Process Concept
A process is an instance of a
program in execution.
The Process
- Process
memory is divided into four sections :
- The text section comprises
the compiled program code, read in from non-volatile storage when the
program is launched.
- The data section stores
global and static variables, allocated and initialized prior to executing
main.
- The heap is used for
dynamic memory allocation, and is managed via calls to new, delete,
malloc, free, etc.
- The stack is used for local
variables. Space on the stack is reserved for local variables when they
are declared ( at function entrance or elsewhere, depending on the
language ), and the space is freed up when the variables go out of scope.
- When
processes are swapped out of memory and later restored, additional
information must also be stored and restored.
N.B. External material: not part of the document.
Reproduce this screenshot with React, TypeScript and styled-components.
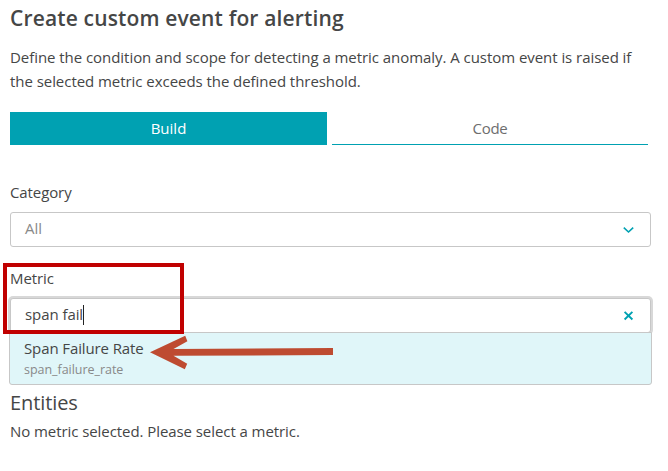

Key among them are the
program counter and the value of all program registers.
Process State
- Processes
may be in one of 5 states, as shown in Figure 3.2 below.
- New -
The process is in the stage of being created.
- Ready - The
process has all the resources available that it needs to run, but the CPU
is not currently working on this process's instructions.
- Running - The CPU
is working on this process's instructions.
- Waiting -
The process cannot run at the moment, because it is waiting for some
resource to become available or for some event to occur. For example the
process may be waiting for keyboard input, disk access request,
inter-process messages, a timer to go off, or a child process to finish.
- Terminated
- The
process has completed.
Process Control
Block
For each process there is a
Process Control Block, PCB, which stores the following process-specific
information
- Process State - Running, waiting,
etc., as discussed above.
- Process ID, and parent process ID.
- CPU registers and Program Counter -
These need to be saved and restored when swapping processes in and out of
the CPU.
- CPU-Scheduling information -
Such as priority information and pointers to scheduling queues.
- Memory-Management information -
E.g. page tables or segment tables.
- Accounting information -
user and kernel CPU time consumed, account numbers, limits, etc.
- I/O Status information -
Devices allocated, open file tables, etc.
Threads
Modern systems allow a single
process to have multiple threads of execution, which execute concurrently.